Start of Dataset section

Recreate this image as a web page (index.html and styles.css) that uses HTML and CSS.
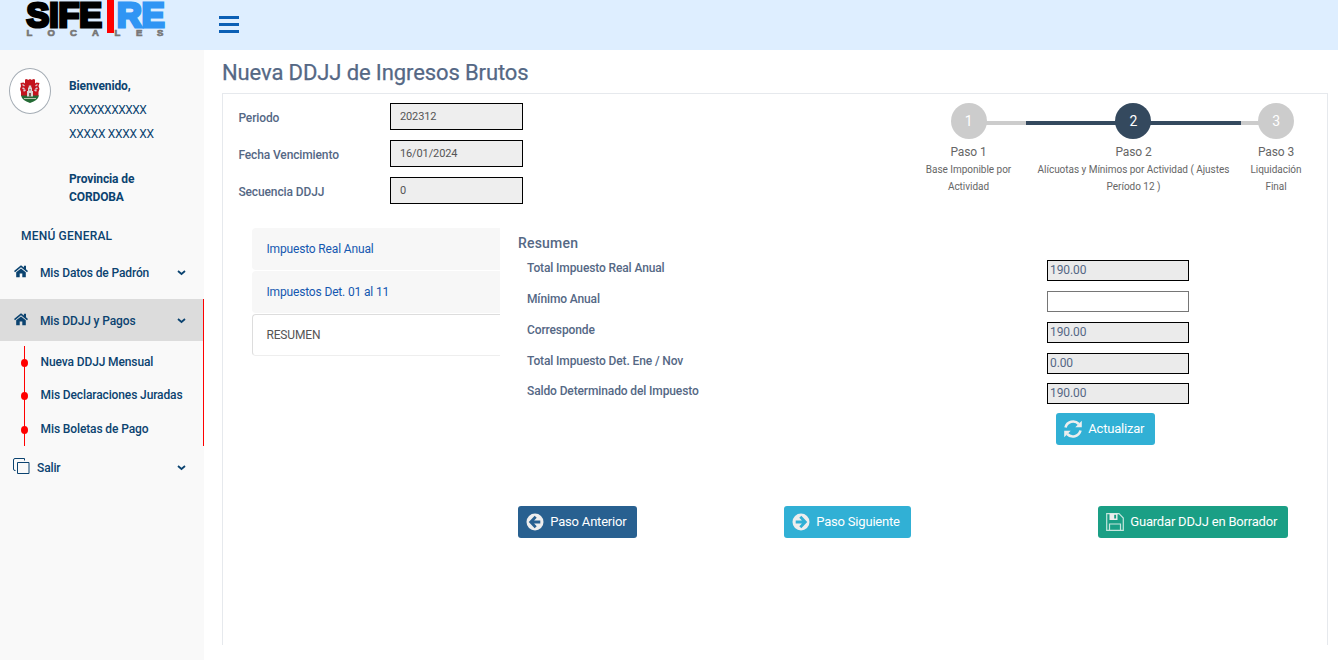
FILE: index.html
```html
<!DOCTYPE html>
<html lang="es">
<head>
<meta charset="utf-8">
<title>Nueva DDJJ de Ingresos Brutos</title>
<link rel="stylesheet" href="styles.css">
</head>
<body>
<svg class="defs" width="0" height="0" aria-hidden="true">
  <symbol id="home" viewBox="0 0 14 13"><path d="M7 .2 0 6l1 1.200L7 2.300l6 4.900L14 6l-2-1.700V.800H9.900v1.800z"/><path d="M7 3.400 2.200 7.300V12.200h3.500V8.500h2.600v3.700h3.500V7.300z"/></symbol>
  <symbol id="chev" viewBox="0 0 9 6"><path d="M1 1l3.500 3L8 1" fill="none" stroke="currentColor" stroke-width="1.8"/></symbol>
</svg>
<header class="topbar">
  <svg class="logo" width="145" height="44" viewBox="0 0 145 44">
    <text class="logo-main" x="1.500" y="27" textLength="75.500" lengthAdjust="spacingAndGlyphs">SIFE</text>
    <text class="logo-main logo-blue" x="92" y="27" textLength="47.500" lengthAdjust="spacingAndGlyphs">RE</text>
    <rect x="82" y="0" width="7" height="33" fill="#f00"/>
    <text class="logo-sub" x="1.5 22.500 45 67 89.5 111 132" y="36">LOCALES</text>
  </svg>
  <div class="burger"><i></i><i></i><i></i></div>
</header>
<div class="body">
  <aside class="sidebar">
    <div class="profile">
      <div class="avatar">
        <svg width="22" height="26" viewBox="0 0 22 26">
          <path d="M1.500 5l3-.5 1.500 1V1.500l2-.5 1 1 2-1 2 1 1-1 2 .5v4l1.500-1 3 .5-1 3 1 3-1 3v4H2v-4l-1-3 1-3z" fill="#c3141e"/>
          <path d="M2 17.500h18q-1 5-9 7.500-8-2.500-9-7.500z" fill="#246b35"/>
          <path d="M8 18.500V13h1V9.500h.8V7.500h2.400v2h.8V13h1v5.500z" fill="#ddd5d5"/>
          <path d="M10.200 18.500V15h1.600v3.500zM10.500 11h1v1.500h-1z" fill="#64372f"/>
          <path d="M3.500 6.500l2 1.500M3.500 10l2 1M4.500 13l2-1M18.500 6.500l-2 1.500M18.500 10l-2 1M17.500 13l-2-1" stroke="#d8c9d3" stroke-width="1.400"/>
          <path d="M5 20.500h12" fill="none" stroke="#b7c2ae"/>
        </svg>
      </div>
      <div class="who">
        <b class="hello">Bienvenido,</b>
        <span class="id">XXXXXXXXXXX</span>
        <span>XXXXX XXXX XX</span>
        <b class="prov">Provincia de CORDOBA</b>
      </div>
    </div>
    <h3 class="menu-title">MENÚ GENERAL</h3>
    <nav>
      <a class="item"><svg class="ico" width="14" height="13"><use href="#home"/></svg><span>Mis Datos de Padrón</span><svg class="chev" width="9" height="6"><use href="#chev"/></svg></a>
      <div class="open">
        <a class="item active"><svg class="ico" width="14" height="13"><use href="#home"/></svg><span>Mis DDJJ y Pagos</span><svg class="chev" width="9" height="6"><use href="#chev"/></svg></a>
        <ul class="sub">
          <li>Nueva DDJJ Mensual</li>
          <li>Mis Declaraciones Juradas</li>
          <li>Mis Boletas de Pago</li>
        </ul>
      </div>
      <a class="item exit"><svg class="ico" width="17" height="17" viewBox="0 0 17 17"><path d="M2.500 12.500H2Q.500 12.500 .500 11V2Q.500 .500 2 .500h9.500v2M4.500 4.500h11.500v11H4.500z" fill="none" stroke="currentColor"/></svg><span>Salir</span><svg class="chev" width="9" height="6"><use href="#chev"/></svg></a>
    </nav>
  </aside>
  <main class="main">
    <h1 class="title">Nueva DDJJ de Ingresos Brutos</h1>
    <section class="panel">
      <div class="top">
        <div class="fields">
          <label>Periodo</label><div class="field">202312</div>
          <label>Fecha Vencimiento</label><div class="field">16/01/2024</div>
          <label>Secuencia DDJJ</label><div class="field">0</div>
        </div>
        <div class="steps">
          <div class="step first"><span class="dot">1</span><span class="name">Paso 1</span><small>Base Imponible por<br>Actividad</small></div>
          <div class="step current"><span class="dot">2</span><span class="name">Paso 2</span><small>Alícuotas y Mínimos por Actividad ( Ajustes<br>Período 12 )</small></div>
          <div class="step last"><span class="dot">3</span><span class="name">Paso 3</span><small>Liquidación<br>Final</small></div>
        </div>
      </div>
      <div class="content">
        <div class="tabs">
          <a>Impuesto Real Anual</a>
          <a>Impuestos Det. 01 al 11</a>
          <a class="selected">RESUMEN</a>
        </div>
        <div class="summary">
          <h2>Resumen</h2>
          <div class="row"><b>Total Impuesto Real Anual</b><div class="value">190.00</div></div>
          <div class="row"><b>Mínimo Anual</b><div class="value editable"></div></div>
          <div class="row"><b>Corresponde</b><div class="value">190.00</div></div>
          <div class="row short"><b>Total Impuesto Det. Ene / Nov</b><div class="value">0.00</div></div>
          <div class="row"><b>Saldo Determinado del Impuesto</b><div class="value">190.00</div></div>
          <button class="btn info refresh"><svg width="18" height="18" viewBox="0 0 18 18"><path d="M1.500 7.500C3 1.500 10.500-.5 14.800 4M16.500 10.500C15 16.500 7.500 18.500 3.200 14" fill="none" stroke="#eee" stroke-width="2.600"/><path d="M17.800.8v6.500h-6.500zM.2 17.200v-6.500h6.500z" fill="#eee"/></svg><span>Actualizar</span></button>
          <div class="actions">
            <button class="btn prev"><svg width="18" height="18" viewBox="0 0 18 18"><circle cx="9" cy="9" r="8.500" fill="#eee"/><path d="M9.700 3.800L4.700 9l5 5.200M5.200 9H14.300" fill="none" stroke="#286090" stroke-width="2.800"/></svg><span>Paso Anterior</span></button>
            <button class="btn info next"><svg width="18" height="18" viewBox="0 0 18 18"><circle cx="9" cy="9" r="8.500" fill="#eee"/><path d="M8.300 3.800l5 5.200-5 5.200M12.800 9H3.700" fill="none" stroke="#31b0d5" stroke-width="2.800"/></svg><span>Paso Siguiente</span></button>
            <button class="btn save"><svg width="18" height="18" viewBox="0 0 18 18"><path d="M.7.700H13L17.300 5v12.300H.700zM3.500 17V11h11v6" fill="none" stroke="#c5e6de" stroke-width="1.200"/><path d="M3.500.500h8V7h-8zM8.200 1.700v3.800h1.900V1.700z" fill="#eee" fill-rule="evenodd"/></svg><span>Guardar DDJJ en Borrador</span></button>
          </div>
        </div>
      </div>
    </section>
  </main>
</div>
</body>
</html>
```
FILE: styles.css
```css
* { box-sizing: border-box; }
body { margin: 0; height: 660px; overflow: hidden; background: #fff; font: 12px/18px Roboto, sans-serif; letter-spacing: -.12px; color: #556885; }
.defs { position: absolute; }
h1, h2, h3, ul { margin: 0; padding: 0; font-weight: 500; }
b, label { font-weight: 500; }
.topbar { height: 50px; background: #deeeff; display: flex; padding-left: 25px; }
.logo { flex: none; letter-spacing: 0; }
.logo-main { font: bold 35px "Liberation Sans", sans-serif; fill: #000; stroke: #000; stroke-width: 3.2px; }
.logo-blue { fill: #2f95f4; stroke: #2f95f4; }
.logo-sub { font: bold 9.5px "Liberation Sans", sans-serif; fill: #777; stroke: #777; stroke-width: .7px; }
.burger { width: 20px; margin: 16px 0 0 49px; display: flex; flex-direction: column; gap: 4px; }
.burger i { height: 3px; background: #0b5fb5; }
.body { display: flex; height: 610px; }
.sidebar { width: 204px; flex: none; background: #f9f9f9; color: #0b4370; }
.profile { display: flex; height: 163px; padding: 18px 0 0 9px; }
.avatar { width: 42px; height: 46px; border: 1px solid #a5adb5; border-radius: 50%; background: #fff; display: flex; align-items: center; justify-content: center; }
.who { margin-left: 18px; width: 90px; display: flex; flex-direction: column; white-space: nowrap; }
.who .hello { font-weight: 700; line-height: 18px; margin: 9px 0 3px; }
.who span { line-height: 24px; height: 24px; letter-spacing: -.3px; }
.who .id { letter-spacing: -.5px; }
.who .prov { font-weight: 700; margin-top: 24px; white-space: normal; }
.menu-title { font-size: 12px; line-height: 18px; margin: 14px 0 15px 21px; letter-spacing: .2px; }
.item { display: flex; align-items: center; height: 42px; padding: 0 18px 0 14px; font-weight: 500; }
nav > .item:first-child { margin-top: -8px; margin-bottom: 5px; }
.ico { fill: currentColor; flex: none; margin-bottom: 3px; }
.item span { margin-left: 12px; flex: 1; }
.item .chev { flex: none; }
.active { background: #dcdcdc; padding: 1px 17px 0 14px; }
.open { border-right: 1px solid #f00; height: 147px; }
.sub { list-style: none; margin: 5px 0 0 24px; height: 100px; border-left: 1px solid #f00; font-weight: 500; }
.sub li { height: 33.400px; line-height: 32px; padding-left: 15.600px; position: relative; }
.sub li::before { content: ""; position: absolute; left: -4px; top: 13px; width: 7px; height: 8px; border-radius: 50%; background: #f00; }
.exit { padding: 2px 18px 0 13px; }
.exit span { margin-left: 7px; }
.main { flex: 1; padding: 9px 10px 0 18px; }
.title { font-size: 22px; line-height: 28px; height: 34px; font-weight: 400; letter-spacing: -.11px; -webkit-text-stroke: .25px; }
.panel { height: 552px; border: 1px solid #e6e9ed; border-bottom: 0; padding: 9px 16px 0 15px; }
.top { display: flex; justify-content: space-between; height: 125px; }
.fields { display: grid; grid-template-columns: 152px 133px; grid-auto-rows: 27px; row-gap: 10px; }
.fields label { line-height: 30px; padding-left: .4px; }
.field { border: 1px solid #000; background: #eee; padding-left: 9px; font-size: 11px; line-height: 25px; color: #555; }
.steps { display: flex; height: 95px; color: #666; }
.step { display: flex; flex-direction: column; align-items: center; text-align: center; background: linear-gradient(#ccc, #ccc) no-repeat 0 18px / 100% 4px; white-space: nowrap; }
.first { width: 115px; background-position: 100% 18px; background-size: 50% 4px; }
.current { width: 215px; background-image: linear-gradient(#34495e, #34495e); }
.last { width: 70px; background-size: 50% 4px; }
.dot { width: 36px; height: 36px; border-radius: 50%; background: #ccc; color: #fff; font-size: 14px; line-height: 36px; }
.current .dot { background: #34495e; margin-right: 1px; padding-left: .5px; }
.name { line-height: 18px; margin-top: 4px; }
.step small { font-size: 10px; line-height: 17px; letter-spacing: -.03px; }
.content { display: flex; }
.tabs { width: 248px; margin-left: 14px; display: flex; flex-direction: column; gap: 1px; height: 128px; }
.tabs a { height: 42px; line-height: 42px; padding-left: 14.400px; background: #f7f7f7; color: #1558b0; border-radius: 4px 0 0 4px; letter-spacing: -.15px; }
.tabs .selected { background: #fff; color: #555; border: 1px solid #ddd; border-right: 0; border-bottom-color: #eee; line-height: 40px; padding-left: 13.400px; }
.summary { flex: 1; margin-left: 18px; }
.summary h2 { font-size: 14px; line-height: 20px; margin: 5px 0 7px; letter-spacing: .2px; }
.row { display: flex; justify-content: space-between; height: 31px; padding: 0 122px 0 9px; }
.short { height: 30px; }
.row b { line-height: 16px; }
.value { width: 142px; height: 21px; border: 1px solid #000; background: #ebebeb; line-height: 19px; padding-left: 2px; letter-spacing: -.1px; }
.editable { background: #fff; border-color: #767676; }
.btn { height: 32px; border: 0; border-radius: 3px; color: #fff; font: 13px Roboto, sans-serif; letter-spacing: -.2px; display: flex; align-items: center; gap: 6.500px; padding: 0 0 0 7.500px; white-space: nowrap; }
.btn span { padding: 0 0 2px .3px; }
.info { background: #31b0d5; }
.refresh { width: 99px; margin: -1px 0 0 538px; }
.actions { display: flex; margin-top: 61px; }
.prev { width: 119px; background: #286090; }
.next { width: 127px; margin-left: 147px; }
.save { width: 190px; margin-left: 187px; background: #1a9f85; }
```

End of Dataset section

• Written task: State how many lines include the string "image", and nothing more.

• Result of the exercise: 2